The Greeks came up with the form of government that we call direct democracy, which is a precursor to representative democracy. In a direct democracy, all eligible citizens vote on every issue. For example, if a direct democracy were considering a tax increase, all the eligible voters would vote on that decision. This form of government is often called 'participatory' or 'Aristotelian democracy.' In Athens, the concept of 'eligible' voters only included male citizens and excluded all others (slaves and women could not vote).

However, imagine for a moment having to vote on every single thing that happens in a country—it would be impossible, for many reasons, especially in a country the size of the U.S. The Greeks thought so, too, so they came up with a way to choose a smaller subset of individuals to do the voting. In Athens, for example, the citizens made use of a device called a kleroterion, which was something like a bingo-ball selector. Each citizen would receive a token representing him; several hundred were picked each day, and for a time, they would make decisions for the entire city-state. This was an early form of the next evolution of democracy, called representative democracy.

Basics of a Democracy

But what is democracy, anyhow? It's generally agreed that there are five criteria that are necessary for any society to call itself democratic:

  • Equality in voting
  • Effective participation
  • Enlightened understanding
  • Citizen control of the agenda
  • Inclusion (must be open to all citizens within a nation)

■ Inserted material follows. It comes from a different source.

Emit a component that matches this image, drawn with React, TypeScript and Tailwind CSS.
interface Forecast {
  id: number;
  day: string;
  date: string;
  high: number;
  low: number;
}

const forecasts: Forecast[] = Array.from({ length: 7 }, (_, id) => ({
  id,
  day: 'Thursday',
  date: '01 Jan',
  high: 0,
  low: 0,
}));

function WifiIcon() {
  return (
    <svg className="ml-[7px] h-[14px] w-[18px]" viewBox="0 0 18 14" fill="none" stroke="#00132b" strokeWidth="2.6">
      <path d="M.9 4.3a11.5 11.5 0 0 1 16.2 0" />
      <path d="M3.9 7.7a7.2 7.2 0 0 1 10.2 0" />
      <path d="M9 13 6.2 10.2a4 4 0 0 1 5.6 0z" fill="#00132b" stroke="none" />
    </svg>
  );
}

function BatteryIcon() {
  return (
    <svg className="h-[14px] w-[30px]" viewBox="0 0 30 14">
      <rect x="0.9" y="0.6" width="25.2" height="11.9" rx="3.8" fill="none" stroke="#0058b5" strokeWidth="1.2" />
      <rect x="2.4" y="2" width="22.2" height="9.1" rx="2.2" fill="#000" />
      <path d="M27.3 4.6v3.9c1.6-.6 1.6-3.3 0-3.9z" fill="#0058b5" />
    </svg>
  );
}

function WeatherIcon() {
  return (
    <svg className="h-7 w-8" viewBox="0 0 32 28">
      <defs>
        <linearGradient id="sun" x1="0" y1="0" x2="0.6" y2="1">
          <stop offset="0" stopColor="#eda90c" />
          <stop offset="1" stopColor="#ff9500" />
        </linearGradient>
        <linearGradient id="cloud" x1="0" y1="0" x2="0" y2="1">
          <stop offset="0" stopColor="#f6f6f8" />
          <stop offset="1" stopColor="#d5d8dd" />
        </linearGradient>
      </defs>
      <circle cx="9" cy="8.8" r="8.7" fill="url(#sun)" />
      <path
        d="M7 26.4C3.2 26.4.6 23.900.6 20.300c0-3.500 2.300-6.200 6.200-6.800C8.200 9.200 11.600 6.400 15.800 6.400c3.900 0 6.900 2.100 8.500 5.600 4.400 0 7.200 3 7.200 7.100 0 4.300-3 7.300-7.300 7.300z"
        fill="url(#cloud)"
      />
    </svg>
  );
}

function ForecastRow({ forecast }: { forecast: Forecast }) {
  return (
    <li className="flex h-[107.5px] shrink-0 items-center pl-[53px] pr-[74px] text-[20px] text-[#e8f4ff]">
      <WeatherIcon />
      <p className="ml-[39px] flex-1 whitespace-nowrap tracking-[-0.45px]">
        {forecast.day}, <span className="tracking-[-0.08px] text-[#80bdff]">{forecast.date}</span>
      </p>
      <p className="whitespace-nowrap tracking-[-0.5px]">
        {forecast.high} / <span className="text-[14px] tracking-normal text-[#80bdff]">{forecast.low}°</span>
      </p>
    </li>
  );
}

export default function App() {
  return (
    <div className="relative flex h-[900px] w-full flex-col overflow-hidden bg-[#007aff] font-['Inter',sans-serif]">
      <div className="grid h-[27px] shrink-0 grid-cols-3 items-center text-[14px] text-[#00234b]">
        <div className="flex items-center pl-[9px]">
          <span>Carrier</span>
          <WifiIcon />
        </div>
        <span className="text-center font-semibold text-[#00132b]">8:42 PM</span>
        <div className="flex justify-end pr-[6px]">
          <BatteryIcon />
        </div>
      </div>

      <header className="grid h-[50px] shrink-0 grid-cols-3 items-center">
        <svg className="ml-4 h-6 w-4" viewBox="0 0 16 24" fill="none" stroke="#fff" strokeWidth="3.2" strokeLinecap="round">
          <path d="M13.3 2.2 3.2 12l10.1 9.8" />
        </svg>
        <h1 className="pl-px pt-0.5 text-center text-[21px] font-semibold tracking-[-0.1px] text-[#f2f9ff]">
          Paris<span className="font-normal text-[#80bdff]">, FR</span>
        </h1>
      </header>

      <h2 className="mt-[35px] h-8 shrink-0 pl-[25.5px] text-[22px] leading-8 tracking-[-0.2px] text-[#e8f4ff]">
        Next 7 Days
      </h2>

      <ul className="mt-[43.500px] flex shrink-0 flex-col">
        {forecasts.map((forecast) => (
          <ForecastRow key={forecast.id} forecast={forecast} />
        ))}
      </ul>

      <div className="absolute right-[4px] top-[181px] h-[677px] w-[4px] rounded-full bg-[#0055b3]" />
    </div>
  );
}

Examples of a Representative Democracy

Representative democracies are much more common, and much more varied, than direct democracies today. Overall, democracies differ from each other in the way that they elect and appoint officials and how their governments are structured.

The U.S.

The U.S., of course, is one of the oldest and most stable representative democracies in the world. The U.S. is a federal republic in which a large central government co-exists with smaller state governments. The federal government of the U.S. is set up with three branches: executive (the president), legislative (the House and Senate) and judicial (the Supreme Court). State and local governments are set up in various ways.

Great Britain

Great Britain, on the other hand, practices a form of parliamentary democracy, which in many ways is similar to the U.S. system, with one major exception: unlike the U.S., which has separate legislative and executive branches, there are just the two legislative branches: the House of Commons and the House of Lords. The 'leader' of the British state, also called the Prime Minister, is the leader of the nation's majority party. Unlike in the U.S., the Prime Minister is part of the legislative branch, instead of its own executive branch.